Eagles offensive lineman Jason Peters (71) at practice on Jan. 3.
TIM TAI / Staff Photographer
Eagles offensive lineman Jason Peters (71) at practice on Jan. 3.

What you need to know about the Eagles

From the mailbag

What do you think Jalen Hurts’ role will be on the team this year? Will he just be a back-up quarterback? Or will coach Pederson find other creative ways to get him onto the field? — Dan May (@dannmaal) on Twitter.

Thanks for the question, Dan. My first instinct was to point out the nonexistent offseason to explain why I think Hurts could have a smaller-than-expected role, but I’m actually not sure how much it will matter. If he’s going to be used as a gadget player while he learns the ropes as a backup quarterback, he’d be learning only a handful of plays each week, which should be manageable even early on.

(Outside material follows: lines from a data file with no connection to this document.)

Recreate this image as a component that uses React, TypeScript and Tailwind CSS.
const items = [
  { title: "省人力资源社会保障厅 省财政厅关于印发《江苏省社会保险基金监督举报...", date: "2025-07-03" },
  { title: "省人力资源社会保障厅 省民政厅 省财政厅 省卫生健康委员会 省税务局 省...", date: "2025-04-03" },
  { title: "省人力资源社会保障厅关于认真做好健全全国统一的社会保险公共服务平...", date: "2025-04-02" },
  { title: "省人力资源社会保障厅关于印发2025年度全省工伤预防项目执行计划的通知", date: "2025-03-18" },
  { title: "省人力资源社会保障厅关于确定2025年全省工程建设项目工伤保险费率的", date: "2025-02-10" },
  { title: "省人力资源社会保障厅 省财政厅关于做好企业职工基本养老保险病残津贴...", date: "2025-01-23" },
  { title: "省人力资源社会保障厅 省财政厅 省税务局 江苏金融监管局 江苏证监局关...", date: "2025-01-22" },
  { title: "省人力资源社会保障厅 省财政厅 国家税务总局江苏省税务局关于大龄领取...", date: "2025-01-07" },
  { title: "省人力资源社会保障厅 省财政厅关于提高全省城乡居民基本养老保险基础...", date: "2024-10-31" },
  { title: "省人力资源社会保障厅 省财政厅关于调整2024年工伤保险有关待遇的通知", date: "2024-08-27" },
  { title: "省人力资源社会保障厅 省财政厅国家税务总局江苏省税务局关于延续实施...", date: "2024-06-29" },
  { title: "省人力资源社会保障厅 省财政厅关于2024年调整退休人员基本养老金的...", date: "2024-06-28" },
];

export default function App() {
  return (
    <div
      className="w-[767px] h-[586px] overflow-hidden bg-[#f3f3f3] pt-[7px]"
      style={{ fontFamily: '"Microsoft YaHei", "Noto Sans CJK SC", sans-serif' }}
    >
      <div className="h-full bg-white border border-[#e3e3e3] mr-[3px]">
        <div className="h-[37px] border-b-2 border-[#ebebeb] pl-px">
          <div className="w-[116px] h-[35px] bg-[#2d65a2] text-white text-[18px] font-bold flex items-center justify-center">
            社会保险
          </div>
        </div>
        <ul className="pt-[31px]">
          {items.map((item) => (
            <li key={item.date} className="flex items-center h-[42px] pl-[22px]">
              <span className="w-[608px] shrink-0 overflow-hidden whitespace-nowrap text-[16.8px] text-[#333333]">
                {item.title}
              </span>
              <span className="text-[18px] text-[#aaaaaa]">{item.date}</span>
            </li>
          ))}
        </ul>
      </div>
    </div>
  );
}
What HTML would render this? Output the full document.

The only problem with having a package for him before he’s fully mastered the offense as a designated quarterback is the need to dress Nate Sudfeld. In the past, the Eagles have rarely dressed three quarterbacks unless injuries at other positions piled up so high that there wasn’t any space on the inactive list for Sudfeld. The new CBA allows teams to carry up to 48 players instead of 46 on game days, given that one of those players is an offensive linemen, so maybe that gives them the breathing room to keep both Hurts and Sudfeld active.

My guess is Hurts is utilized in a very limited role from the start of the season, though. The Eagles invested a significant pick in him, and I’m sure the coaching staff is eager to do something gadget-y with its shiny new quarterback. It will probably just be a play or two in the beginning if anything, but that’s what I’d expect.